Numerical simulations of turbulence in prominence threads induced by torsional oscillations

Abstract

Threads are the main constituents of prominences and are subjected to oscillations that might be interpreted as MHD waves. Moreover, the Kelvin-Helmholtz instability (KHI) has been reported in prominences. Both waves and KHI may affect the thermodynamic state of the threads. We investigate the triggering of turbulence in a thread caused by the nonlinear evolution of standing torsional Alfv\'en waves as well as possible observational signatures of this dynamics and the plasma heating.
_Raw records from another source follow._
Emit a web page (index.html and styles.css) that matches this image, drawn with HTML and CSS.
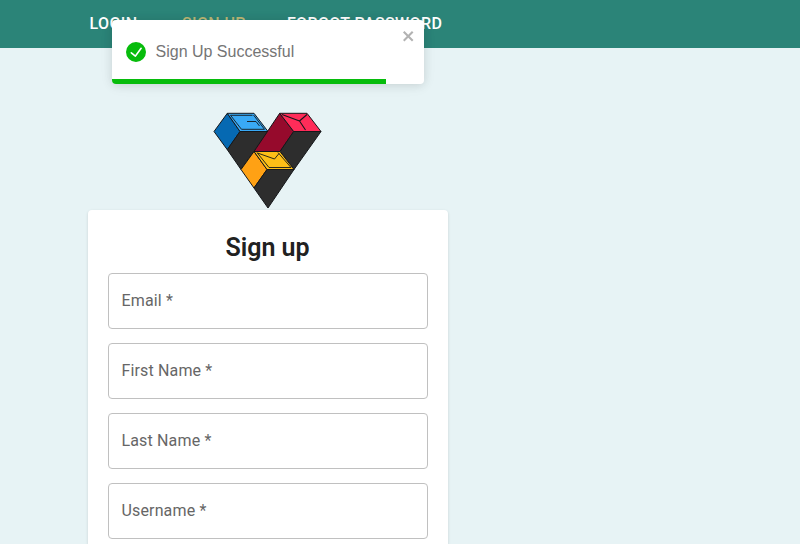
FILE: index.html
```html
<!DOCTYPE html>
<html lang="en">
<head>
<meta charset="utf-8">
<title>Sign up</title>
<link rel="stylesheet" href="styles.css">
</head>
<body>
<header class="bar">
  <nav class="nav">
    <a class="link">LOGIN</a>
    <a class="link active">SIGN UP</a>
    <a class="link">FORGOT PASSWORD</a>
  </nav>
</header>
<main class="page">
  <svg class="logo" width="110" height="98" viewBox="213 112 110 98" stroke="#15171a" stroke-width="1" stroke-linejoin="round">
    <path fill="#0669b2" d="M214 131.500 227.300 113.300 240 131.500 227.300 149.700z"/>
    <path fill="#39a9f5" d="M227.300 113.300H254L268 131.500H240z"/>
    <path fill="#2d2d2d" d="M240 131.500H268L254 151.500 241 169.500 227.300 149.700z"/>
    <path fill="#960a2c" d="M254 151.500 279.700 113.300 293.700 131.500 280 151.500z"/>
    <path fill="#ff2c59" d="M279.700 113.300H307L321 131.500H293.700z"/>
    <path fill="#2d2d2d" d="M293.700 131.500H321L294 169.500 280 151.500z"/>
    <path fill="#ffa114" d="M254 151.500 267 169.500 254 188 241 169.500z"/>
    <path fill="#fdbe17" d="M254 151.500H280L294 169.500H267z"/>
    <path fill="#2d2d2d" d="M267 169.500H294L268 208 254 188z"/>
    <path fill="none" stroke-width=".9" d="M252.500 115.300H230.500L241.500 129.300H264.500L253.500 115M247 121.500H256L259.500 126"/>
    <path fill="none" d="M282 114.500 299.500 121 307 114.500M299.500 121 305.500 130" stroke-width="1.100"/>
    <path fill="none" d="M257 152.500 269 167.500H291L278 152.500M257.500 153 274.500 159 279 153.500" stroke-width=".9"/>
  </svg>
  <section class="card">
    <h1 class="title">Sign up</h1>
    <form class="fields">
      <label class="field">Email *</label>
      <label class="field">First Name *</label>
      <label class="field">Last Name *</label>
      <label class="field">Username *</label>
    </form>
  </section>
</main>
<div class="toast">
  <svg class="check" width="20" height="20" viewBox="0 0 24 24"><path fill="#07bc0c" d="M12 0a12 12 0 1012 12A12.014 12.014 0 0012 0zm6.927 8.200l-6.845 9.289a1.011 1.011 0 01-1.430.188l-4.888-3.908a1 1 0 111.250-1.562l4.076 3.261 6.227-8.451a1 1 0 111.610 1.183z"/></svg>
  <span class="message">Sign Up Successful</span>
  <svg class="close" width="14" height="16" viewBox="0 0 14 16"><path fill="#b2b2b2" fill-rule="evenodd" d="M7.710 8.230l3.750 3.750-1.480 1.480-3.750-3.750-3.750 3.750L1 11.980l3.750-3.750L1 4.480 2.480 3l3.750 3.750L9.980 3l1.480 1.480-3.750 3.750z"/></svg>
  <div class="progress"></div>
</div>
</body>
</html>
```
FILE: styles.css
```css
* { box-sizing: border-box; }
body {
  margin: 0;
  background: #e7f3f5;
  font-family: Roboto, sans-serif;
}
.bar { height: 48px; background: #2b8478; }
.nav { display: flex; gap: 43px; padding: 14px 0 0 89.5px; }
.link {
  color: #fff;
  font-size: 16px;
  line-height: 19px;
  font-weight: 500;
  letter-spacing: .4px;
  white-space: nowrap;
}
.active { margin: 0 -2px 0 1.5px; color: #bcb775; }
.page {
  width: 360px;
  margin-left: 88px;
  padding-top: 64px;
  display: flex;
  flex-direction: column;
  align-items: center;
}
.logo { display: block; }
.card {
  width: 360px;
  height: 334px;
  padding: 20px 20px 0;
  border-radius: 4px 4px 0 0;
  background: #fff;
  box-shadow: 0 1px 3px rgba(0, 0, 0, .14);
}
.title {
  margin: 0 1px 8px 0;
  color: #212121;
  font-size: 25px;
  line-height: 35px;
  font-weight: 600;
  text-align: center;
}
.fields { display: flex; flex-direction: column; gap: 14px; }
.field {
  height: 56px;
  padding: 0 12.5px;
  border: 1px solid #c0c0c0;
  border-radius: 4px;
  color: #666;
  font-size: 16px;
  line-height: 53px;
  letter-spacing: .15px;
}
.toast {
  position: absolute;
  left: 112px;
  top: 20px;
  width: 312px;
  height: 64px;
  padding: 0 14px;
  display: flex;
  align-items: center;
  gap: 9.5px;
  overflow: hidden;
  border-radius: 4px;
  background: #fff;
  color: #757575;
  font: 16px/20px "Liberation Sans", sans-serif;
  box-shadow: 0 1px 10px rgba(0, 0, 0, .1), 0 2px 15px rgba(0, 0, 0, .05);
}
.close { position: absolute; right: 8px; top: 8px; }
.progress {
  position: absolute;
  left: 0;
  bottom: 0;
  width: 274px;
  height: 5px;
  background: #07bc0c;
}
```
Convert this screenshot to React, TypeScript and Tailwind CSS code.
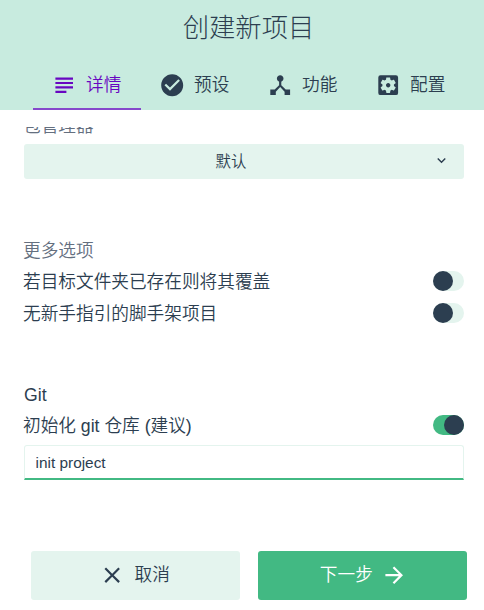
import React from 'react';
import {
  MdSubject,
  MdCheckCircle,
  MdDeviceHub,
  MdSettingsApplications,
  MdKeyboardArrowDown,
  MdClose,
  MdArrowForward,
} from 'react-icons/md';

const tabs = [
  { label: '详情', Icon: MdSubject, active: true },
  { label: '预设', Icon: MdCheckCircle, active: false },
  { label: '功能', Icon: MdDeviceHub, active: false },
  { label: '配置', Icon: MdSettingsApplications, active: false },
];

function Switch({ on }: { on: boolean }) {
  return (
    <span
      role="switch"
      aria-checked={on}
      className={`flex h-[19.5px] w-[31px] rounded-full ${on ? 'justify-end bg-[#42b983]' : 'justify-start bg-[#e4f4ee]'}`}
    >
      <span className="h-[19.5px] w-5 rounded-full bg-[#2c3e50]" />
    </span>
  );
}

function Option({ label, on }: { label: string; on: boolean }) {
  return (
    <div className="flex h-8 items-center justify-between">
      <span className="-ml-px pt-px">{label}</span>
      <Switch on={on} />
    </div>
  );
}

export default function App() {
  return (
    <div className="flex h-[610px] w-[484px] flex-col overflow-hidden bg-white font-['Liberation_Sans','Noto_Sans_CJK_SC',sans-serif] text-[17.67px] leading-6 font-[350] text-[#2c3e50]">
      <header className="flex h-[110px] shrink-0 flex-col justify-between bg-[#c8ebdf] pl-[14px]">
        <h1 className="pt-2 pr-px text-center text-[26.3px] leading-10 font-light">创建新项目</h1>
        <nav className="flex h-[50px] justify-center">
          {tabs.map(({ label, Icon, active }) => (
            <div
              key={label}
              className={`flex w-[108px] items-center justify-center gap-[9px] border-b-2 pt-[3px] pr-[2px] ${
                active ? 'border-[#8548cb] text-[#6806c1]' : 'border-transparent'
              }`}
            >
              <Icon className="size-[26.4px]" />
              <span className="pb-[2px]">{label}</span>
            </div>
          ))}
        </nav>
      </header>

      <main className="mt-[17px] flex h-[400px] shrink-0 flex-col overflow-hidden pr-5 pl-6">
        <div className="-mt-[13px] -ml-px h-[30px] shrink-0 text-[#646f7f]">包管理器</div>
        <div className="flex h-[35px] shrink-0 items-center rounded-[3px] bg-[#e4f4ee] pr-[14px] pl-[5px] text-[15.4px]">
          <span className="flex-1 text-center">默认</span>
          <MdKeyboardArrowDown className="-mt-0.5 size-[17px]" />
        </div>

        <section className="mt-[59px]">
          <h2 className="-ml-px h-[27px] leading-[26px] text-[#646f7f]">更多选项</h2>
          <Option label="若目标文件夹已存在则将其覆盖" on={false} />
          <Option label="无新手指引的脚手架项目" on={false} />
        </section>

        <section className="mt-[54px]">
          <h2 className="h-[26px]">Git</h2>
          <Option label="初始化 git 仓库 (建议)" on />
          <input
            defaultValue="init project"
            className="mt-1 block h-[35px] w-full rounded-t-[3px] border border-b-2 border-[#e4f4ee] border-b-[#42b983] bg-white px-[10.5px] pt-[2px] text-[15.4px] outline-none"
          />
        </section>
      </main>

      <footer className="mt-6 flex shrink-0 gap-[18px] pl-[31px]">
        <button className="flex h-[49px] w-[209px] items-center justify-center gap-[9px] rounded-[3px] bg-[#e4f4ee] pr-[2px]">
          <MdClose className="size-[26.4px]" />
          <span className="pb-[2px]">取消</span>
        </button>
        <button className="flex h-[49px] w-[209px] items-center justify-center gap-[8px] rounded-[3px] bg-[#42b983] pl-[2px] text-white">
          <span className="pb-[2px]">下一步</span>
          <MdArrowForward className="size-[26.4px]" />
        </button>
      </footer>
    </div>
  );
}
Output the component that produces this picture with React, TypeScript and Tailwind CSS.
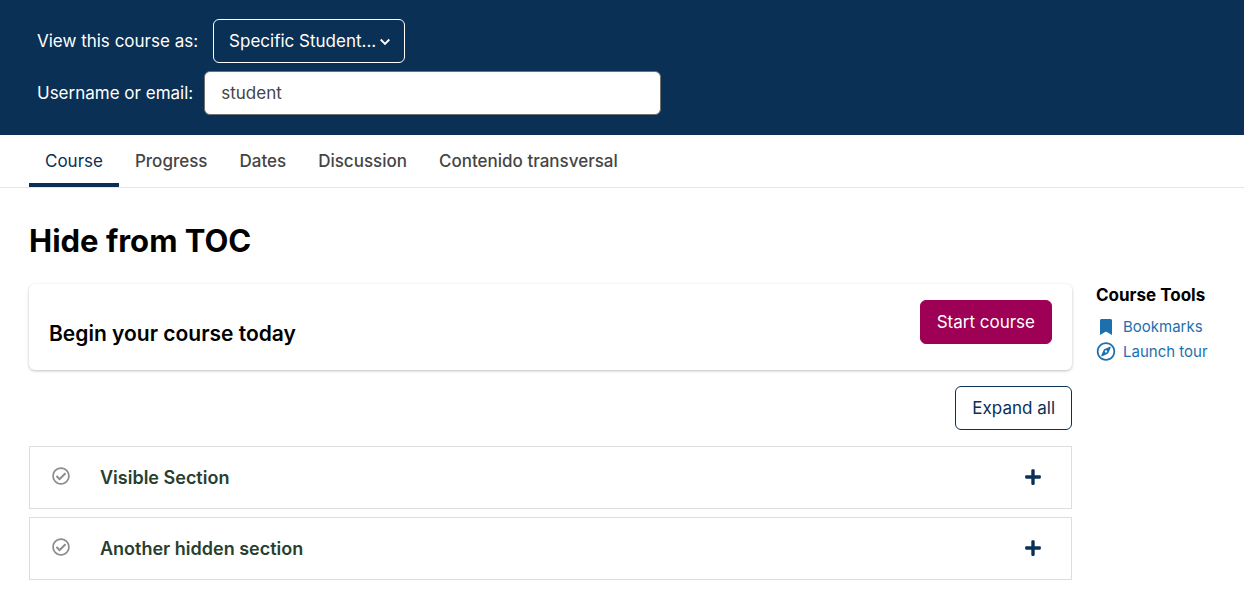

We modeled the thread as a radially and longitudinally nonuniform cylindrical flux tube with a uniform axial magnetic field embedded in a coronal environment. We perturbed the flux tube with the longitudinally fundamental mode of standing torsional Alfv\'en waves and numerically solved the 3D MHD equations to study the temporal evolution in both ideal and dissipative scenarios. We also performed forward modeling to calculate the synthetic Hα imaging. Standing torsional Alfv\'en waves undergo phase-mixing owing to the radially nonuniform density. The phase-mixing generates azimuthal shear flows that eventually trigger the KHI and, later, turbulence. If nonideal effects are included, plasma heating is localized in an annulus region at the thread boundary and does not increase the temperature in the cool core. Instead, the average temperature in the thread decreases owing to the mixing of internal and external plasmas. In the synthetic observations, first we find periodic pulsations in the Hα intensity caused by the integration of the phase-mixing flows along the line of sight. Later, we find fine strands that may be associated with the KHI vortices. Turbulence can be generated by standing torsional Alfv\'en waves in a thread after the onset of KHI, but this mechanism is not enough to heat globally the structure. The dynamics could be seen in high-resolution Hα observations.